EMILY MITCHELL/TORONTO
Every age gets the Hamlet it deserves. In these restless last years of the 20th century, the generation that thrives on a kaleidoscope of random media images has the melancholy Dane fashioned by Canada's protean Robert Lepage. At Berlin's Hebbel Theater last week, Lepage re-arranged and excised the tragedy's text and changed the title to Elsinore. Shakespeare has Hamlet request the players to "suit the action to the word, the word to the action." Lepage carries out that charge admirably, as both the play's director and the only actor.
Bearded and long-haired, he performs all the roles, from Hamlet to Gertrude, and from Claudius to Ophelia to the Ghost, with the help of an ingenious band of set, costume and lighting designers. The production joins modern technology and ancient staging devices. One of the oldest tricks in the trade, for example, is to have an actor portraying one role disappear behind a piece of scenery only to emerge on the other side as a different character. Lepage uses similar illusions to present the deaths of Claudius and Gertrude, and the Hamlet-Laertes duel, and he adds modern human horror by projecting a video of each character on an oversize screen at the moment of death.
It's a stunning effect, and only one of many in Elsinore. At center stage a large slab rises, lowers and tilts so that a rectangular opening in its center can be a doorway or window, the entrance to a ship's hold or to a grave. But all this would signify nothing if there were not a single directorial vision and a singularly gifted actor. As director Lepage moves his hesitating hero briskly from indecision to action, adding double meanings and deft touches of wit. And as actor, he speaks crisply in a resonant voice, changing tone for the women's lines and confining himself to an economy of gesture to reveal the weary souls who fret their hours in the gloomy Danish castle.

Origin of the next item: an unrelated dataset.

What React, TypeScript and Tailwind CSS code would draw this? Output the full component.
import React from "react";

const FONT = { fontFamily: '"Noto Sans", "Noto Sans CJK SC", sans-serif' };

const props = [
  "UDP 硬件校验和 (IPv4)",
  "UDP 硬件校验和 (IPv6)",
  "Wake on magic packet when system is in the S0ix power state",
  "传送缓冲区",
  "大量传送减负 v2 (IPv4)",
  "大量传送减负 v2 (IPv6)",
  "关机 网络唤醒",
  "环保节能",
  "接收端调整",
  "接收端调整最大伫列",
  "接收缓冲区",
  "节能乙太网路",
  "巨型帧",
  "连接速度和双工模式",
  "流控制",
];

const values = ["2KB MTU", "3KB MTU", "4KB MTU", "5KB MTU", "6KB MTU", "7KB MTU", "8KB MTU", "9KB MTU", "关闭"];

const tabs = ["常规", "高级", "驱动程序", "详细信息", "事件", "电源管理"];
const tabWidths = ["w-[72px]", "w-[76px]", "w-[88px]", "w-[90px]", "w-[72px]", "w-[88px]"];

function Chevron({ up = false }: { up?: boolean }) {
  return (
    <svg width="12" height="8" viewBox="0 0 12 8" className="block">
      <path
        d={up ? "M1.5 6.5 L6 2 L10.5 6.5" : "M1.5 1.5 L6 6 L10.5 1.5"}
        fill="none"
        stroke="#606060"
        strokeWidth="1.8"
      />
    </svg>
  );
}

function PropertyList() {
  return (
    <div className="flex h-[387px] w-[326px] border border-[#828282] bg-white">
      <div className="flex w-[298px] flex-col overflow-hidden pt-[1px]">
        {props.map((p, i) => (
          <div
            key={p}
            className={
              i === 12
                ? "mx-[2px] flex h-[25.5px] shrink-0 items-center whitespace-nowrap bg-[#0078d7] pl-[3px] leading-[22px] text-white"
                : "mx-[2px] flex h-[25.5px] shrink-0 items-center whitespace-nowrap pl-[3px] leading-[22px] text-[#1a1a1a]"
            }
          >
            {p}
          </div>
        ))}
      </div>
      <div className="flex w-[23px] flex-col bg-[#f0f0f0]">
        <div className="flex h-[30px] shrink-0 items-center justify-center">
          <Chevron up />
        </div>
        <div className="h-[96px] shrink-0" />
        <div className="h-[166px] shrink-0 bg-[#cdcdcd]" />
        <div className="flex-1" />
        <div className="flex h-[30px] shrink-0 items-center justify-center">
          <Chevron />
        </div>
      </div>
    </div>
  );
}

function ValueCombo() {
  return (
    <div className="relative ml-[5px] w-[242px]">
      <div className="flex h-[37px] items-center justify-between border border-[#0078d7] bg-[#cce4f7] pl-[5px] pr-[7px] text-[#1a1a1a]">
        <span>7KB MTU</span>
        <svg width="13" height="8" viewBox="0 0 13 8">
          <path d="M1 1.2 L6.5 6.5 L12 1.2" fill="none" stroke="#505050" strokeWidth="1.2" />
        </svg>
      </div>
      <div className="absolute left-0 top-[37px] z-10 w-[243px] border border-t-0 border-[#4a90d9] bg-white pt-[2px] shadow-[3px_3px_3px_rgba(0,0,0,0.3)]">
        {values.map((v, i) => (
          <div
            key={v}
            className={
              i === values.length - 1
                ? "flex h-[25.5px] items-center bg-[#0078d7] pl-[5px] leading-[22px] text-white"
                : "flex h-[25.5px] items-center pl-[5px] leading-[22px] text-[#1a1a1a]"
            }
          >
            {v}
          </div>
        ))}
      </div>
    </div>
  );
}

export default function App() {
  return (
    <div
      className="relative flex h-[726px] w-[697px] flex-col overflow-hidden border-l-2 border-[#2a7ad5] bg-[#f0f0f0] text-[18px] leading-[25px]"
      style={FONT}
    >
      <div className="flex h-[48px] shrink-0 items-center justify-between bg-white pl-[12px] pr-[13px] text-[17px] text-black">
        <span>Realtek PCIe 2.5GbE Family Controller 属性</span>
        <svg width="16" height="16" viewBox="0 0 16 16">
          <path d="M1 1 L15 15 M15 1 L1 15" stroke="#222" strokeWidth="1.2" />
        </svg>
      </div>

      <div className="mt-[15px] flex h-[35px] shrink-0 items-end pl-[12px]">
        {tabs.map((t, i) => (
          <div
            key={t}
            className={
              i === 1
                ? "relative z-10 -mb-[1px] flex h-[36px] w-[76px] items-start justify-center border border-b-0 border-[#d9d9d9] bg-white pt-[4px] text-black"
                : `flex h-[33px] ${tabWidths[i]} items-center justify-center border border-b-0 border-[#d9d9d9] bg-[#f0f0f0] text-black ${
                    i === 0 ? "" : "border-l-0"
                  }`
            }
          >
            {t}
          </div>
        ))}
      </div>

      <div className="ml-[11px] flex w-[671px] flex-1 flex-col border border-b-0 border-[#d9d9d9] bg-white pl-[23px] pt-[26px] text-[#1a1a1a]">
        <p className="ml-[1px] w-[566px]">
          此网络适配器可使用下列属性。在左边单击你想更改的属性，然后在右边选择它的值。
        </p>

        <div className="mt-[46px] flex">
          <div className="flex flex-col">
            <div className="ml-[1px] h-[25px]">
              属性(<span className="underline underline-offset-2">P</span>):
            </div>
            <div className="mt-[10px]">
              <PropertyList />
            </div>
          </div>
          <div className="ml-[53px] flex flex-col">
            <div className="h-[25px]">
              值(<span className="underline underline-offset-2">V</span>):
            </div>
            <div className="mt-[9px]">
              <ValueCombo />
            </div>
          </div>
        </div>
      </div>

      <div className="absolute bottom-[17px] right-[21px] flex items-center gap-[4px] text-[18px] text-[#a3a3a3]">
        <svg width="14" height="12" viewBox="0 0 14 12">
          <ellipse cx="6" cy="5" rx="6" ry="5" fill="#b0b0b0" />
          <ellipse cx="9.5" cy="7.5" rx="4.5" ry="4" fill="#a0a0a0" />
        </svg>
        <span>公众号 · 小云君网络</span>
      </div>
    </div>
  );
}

Despite his text alterations, Lepage is faithful to the author's intent, says Marie-Helene Falcon, artistic director of Montreal's Festival de Theatre des Ameriques. She adds, "He finds a way to appeal to the intelligence of the audience. He is so well connected with this era." Now 39, the Quebec City-born Lepage has been building an international reputation since touring the world with his 1985 play The Dragon's Trilogy, a free-form exploration of Canadian Chinatowns.
Since then he has created a solo performance about Leonardo da Vinci and another that put him in a harness flying above the stage in an imaginative piece linking drugs and Paris. He now heads a multimedia theater lab in Quebec City and balances several projects. An evolving work, The Seven Streams of the River Ota, concerns the aftershocks of war and is set in Hiroshima; the five-hour performance has been staged in Canada, Europe and Japan. Lepage likes to point out that audiences of today "are trained by rock videos, commercials, films and TV. Some say that's not theater. I say that it can be.'' And in Lepage's bewitching inventions for the eye, mind and heart, it most definitely is.